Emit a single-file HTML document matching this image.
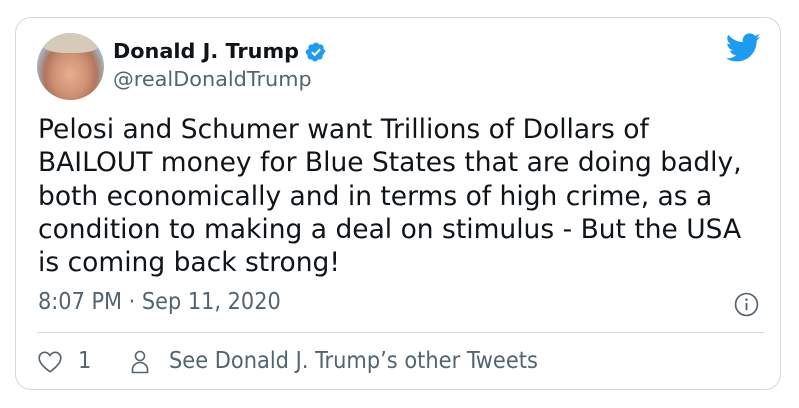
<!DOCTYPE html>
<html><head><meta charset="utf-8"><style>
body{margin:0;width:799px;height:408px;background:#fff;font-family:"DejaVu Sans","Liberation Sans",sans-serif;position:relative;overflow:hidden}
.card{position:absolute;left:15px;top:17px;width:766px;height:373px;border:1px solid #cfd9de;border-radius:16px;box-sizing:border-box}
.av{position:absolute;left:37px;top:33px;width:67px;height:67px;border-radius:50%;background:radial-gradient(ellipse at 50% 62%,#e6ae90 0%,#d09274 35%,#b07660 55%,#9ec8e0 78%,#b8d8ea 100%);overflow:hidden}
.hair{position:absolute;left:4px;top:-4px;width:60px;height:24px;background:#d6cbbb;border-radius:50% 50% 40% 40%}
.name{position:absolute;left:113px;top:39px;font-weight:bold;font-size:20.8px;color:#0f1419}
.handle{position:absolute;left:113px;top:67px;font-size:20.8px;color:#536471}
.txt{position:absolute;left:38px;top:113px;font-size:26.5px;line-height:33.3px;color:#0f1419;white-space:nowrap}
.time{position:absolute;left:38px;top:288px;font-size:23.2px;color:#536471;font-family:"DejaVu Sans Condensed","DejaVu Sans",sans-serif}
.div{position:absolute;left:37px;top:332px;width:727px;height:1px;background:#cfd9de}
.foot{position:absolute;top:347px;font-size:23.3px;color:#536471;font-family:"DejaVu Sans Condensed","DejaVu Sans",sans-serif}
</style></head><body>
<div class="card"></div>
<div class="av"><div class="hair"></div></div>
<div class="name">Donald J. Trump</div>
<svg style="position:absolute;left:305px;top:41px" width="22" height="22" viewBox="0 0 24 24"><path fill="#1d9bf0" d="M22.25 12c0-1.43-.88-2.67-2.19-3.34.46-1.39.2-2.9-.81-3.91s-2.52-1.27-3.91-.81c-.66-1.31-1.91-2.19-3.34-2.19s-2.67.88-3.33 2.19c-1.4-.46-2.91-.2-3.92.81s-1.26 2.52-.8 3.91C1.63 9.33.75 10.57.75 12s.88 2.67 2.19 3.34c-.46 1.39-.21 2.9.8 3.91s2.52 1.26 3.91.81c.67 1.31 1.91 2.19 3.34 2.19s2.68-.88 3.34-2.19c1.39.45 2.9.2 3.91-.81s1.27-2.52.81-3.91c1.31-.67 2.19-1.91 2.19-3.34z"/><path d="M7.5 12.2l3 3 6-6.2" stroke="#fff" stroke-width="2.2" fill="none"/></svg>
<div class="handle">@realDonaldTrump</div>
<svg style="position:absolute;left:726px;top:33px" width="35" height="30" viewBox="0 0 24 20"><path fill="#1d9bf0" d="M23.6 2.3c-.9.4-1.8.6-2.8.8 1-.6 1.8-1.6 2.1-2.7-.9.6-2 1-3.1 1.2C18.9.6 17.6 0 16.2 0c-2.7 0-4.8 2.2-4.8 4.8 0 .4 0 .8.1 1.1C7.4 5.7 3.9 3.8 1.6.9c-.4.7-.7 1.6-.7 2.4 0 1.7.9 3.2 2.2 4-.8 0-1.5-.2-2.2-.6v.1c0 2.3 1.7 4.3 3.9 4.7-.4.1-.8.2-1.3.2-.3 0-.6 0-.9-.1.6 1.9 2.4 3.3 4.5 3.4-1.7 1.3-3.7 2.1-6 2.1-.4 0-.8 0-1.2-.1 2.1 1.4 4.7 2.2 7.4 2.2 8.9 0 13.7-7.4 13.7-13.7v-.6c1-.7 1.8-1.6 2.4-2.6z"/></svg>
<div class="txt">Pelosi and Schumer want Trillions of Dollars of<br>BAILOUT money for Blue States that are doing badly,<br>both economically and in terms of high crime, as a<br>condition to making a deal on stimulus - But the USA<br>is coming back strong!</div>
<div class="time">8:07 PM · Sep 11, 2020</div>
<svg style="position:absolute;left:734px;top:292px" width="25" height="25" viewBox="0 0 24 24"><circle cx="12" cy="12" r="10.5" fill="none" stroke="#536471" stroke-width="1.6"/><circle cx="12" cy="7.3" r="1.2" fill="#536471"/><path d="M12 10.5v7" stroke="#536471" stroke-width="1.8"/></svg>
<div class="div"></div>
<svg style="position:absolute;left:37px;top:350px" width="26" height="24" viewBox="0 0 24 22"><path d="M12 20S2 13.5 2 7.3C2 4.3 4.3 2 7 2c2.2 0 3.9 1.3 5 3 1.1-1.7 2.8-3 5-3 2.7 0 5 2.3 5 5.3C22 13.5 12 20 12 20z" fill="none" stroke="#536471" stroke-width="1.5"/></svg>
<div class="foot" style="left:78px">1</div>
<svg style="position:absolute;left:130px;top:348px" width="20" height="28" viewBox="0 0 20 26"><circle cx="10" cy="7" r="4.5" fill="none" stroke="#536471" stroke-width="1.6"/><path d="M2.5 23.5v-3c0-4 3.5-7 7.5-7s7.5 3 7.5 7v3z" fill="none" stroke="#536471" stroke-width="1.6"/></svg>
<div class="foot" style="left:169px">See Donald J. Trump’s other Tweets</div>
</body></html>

####################

> [TO DO]:
Write out the material above again, word for word, minus its pictures.

> [THE SOLUTION]:
Emit a single-file HTML document matching this image.
<!DOCTYPE html>
<html><head><meta charset="utf-8"><style>
body{margin:0;width:799px;height:408px;background:#fff;font-family:"DejaVu Sans","Liberation Sans",sans-serif;position:relative;overflow:hidden}
.card{position:absolute;left:15px;top:17px;width:766px;height:373px;border:1px solid #cfd9de;border-radius:16px;box-sizing:border-box}
.av{position:absolute;left:37px;top:33px;width:67px;height:67px;border-radius:50%;background:radial-gradient(ellipse at 50% 62%,#e6ae90 0%,#d09274 35%,#b07660 55%,#9ec8e0 78%,#b8d8ea 100%);overflow:hidden}
.hair{position:absolute;left:4px;top:-4px;width:60px;height:24px;background:#d6cbbb;border-radius:50% 50% 40% 40%}
.name{position:absolute;left:113px;top:39px;font-weight:bold;font-size:20.8px;color:#0f1419}
.handle{position:absolute;left:113px;top:67px;font-size:20.8px;color:#536471}
.txt{position:absolute;left:38px;top:113px;font-size:26.5px;line-height:33.3px;color:#0f1419;white-space:nowrap}
.time{position:absolute;left:38px;top:288px;font-size:23.2px;color:#536471;font-family:"DejaVu Sans Condensed","DejaVu Sans",sans-serif}
.div{position:absolute;left:37px;top:332px;width:727px;height:1px;background:#cfd9de}
.foot{position:absolute;top:347px;font-size:23.3px;color:#536471;font-family:"DejaVu Sans Condensed","DejaVu Sans",sans-serif}
</style></head><body>
<div class="card"></div>
<div class="av"><div class="hair"></div></div>
<div class="name">Donald J. Trump</div>
<svg style="position:absolute;left:305px;top:41px" width="22" height="22" viewBox="0 0 24 24"><path fill="#1d9bf0" d="M22.25 12c0-1.43-.88-2.67-2.19-3.34.46-1.39.2-2.9-.81-3.91s-2.52-1.27-3.91-.81c-.66-1.31-1.91-2.19-3.34-2.19s-2.67.88-3.33 2.19c-1.4-.46-2.91-.2-3.92.81s-1.26 2.52-.8 3.91C1.63 9.33.75 10.57.75 12s.88 2.67 2.19 3.34c-.46 1.39-.21 2.9.8 3.91s2.52 1.26 3.91.81c.67 1.31 1.91 2.19 3.34 2.19s2.68-.88 3.34-2.19c1.39.45 2.9.2 3.91-.81s1.27-2.52.81-3.91c1.31-.67 2.19-1.91 2.19-3.34z"/><path d="M7.5 12.2l3 3 6-6.2" stroke="#fff" stroke-width="2.2" fill="none"/></svg>
<div class="handle">@realDonaldTrump</div>
<svg style="position:absolute;left:726px;top:33px" width="35" height="30" viewBox="0 0 24 20"><path fill="#1d9bf0" d="M23.6 2.3c-.9.4-1.8.6-2.8.8 1-.6 1.8-1.6 2.1-2.7-.9.6-2 1-3.1 1.2C18.9.6 17.6 0 16.2 0c-2.7 0-4.8 2.2-4.8 4.8 0 .4 0 .8.1 1.1C7.4 5.7 3.9 3.8 1.6.9c-.4.7-.7 1.6-.7 2.4 0 1.7.9 3.2 2.2 4-.8 0-1.5-.2-2.2-.6v.1c0 2.3 1.7 4.3 3.9 4.7-.4.1-.8.2-1.3.2-.3 0-.6 0-.9-.1.6 1.9 2.4 3.3 4.5 3.4-1.7 1.3-3.7 2.1-6 2.1-.4 0-.8 0-1.2-.1 2.1 1.4 4.7 2.2 7.4 2.2 8.9 0 13.7-7.4 13.7-13.7v-.6c1-.7 1.8-1.6 2.4-2.6z"/></svg>
<div class="txt">Pelosi and Schumer want Trillions of Dollars of<br>BAILOUT money for Blue States that are doing badly,<br>both economically and in terms of high crime, as a<br>condition to making a deal on stimulus - But the USA<br>is coming back strong!</div>
<div class="time">8:07 PM · Sep 11, 2020</div>
<svg style="position:absolute;left:734px;top:292px" width="25" height="25" viewBox="0 0 24 24"><circle cx="12" cy="12" r="10.5" fill="none" stroke="#536471" stroke-width="1.6"/><circle cx="12" cy="7.3" r="1.2" fill="#536471"/><path d="M12 10.5v7" stroke="#536471" stroke-width="1.8"/></svg>
<div class="div"></div>
<svg style="position:absolute;left:37px;top:350px" width="26" height="24" viewBox="0 0 24 22"><path d="M12 20S2 13.5 2 7.3C2 4.3 4.3 2 7 2c2.2 0 3.9 1.3 5 3 1.1-1.7 2.8-3 5-3 2.7 0 5 2.3 5 5.3C22 13.5 12 20 12 20z" fill="none" stroke="#536471" stroke-width="1.5"/></svg>
<div class="foot" style="left:78px">1</div>
<svg style="position:absolute;left:130px;top:348px" width="20" height="28" viewBox="0 0 20 26"><circle cx="10" cy="7" r="4.5" fill="none" stroke="#536471" stroke-width="1.6"/><path d="M2.5 23.5v-3c0-4 3.5-7 7.5-7s7.5 3 7.5 7v3z" fill="none" stroke="#536471" stroke-width="1.6"/></svg>
<div class="foot" style="left:169px">See Donald J. Trump’s other Tweets</div>
</body></html>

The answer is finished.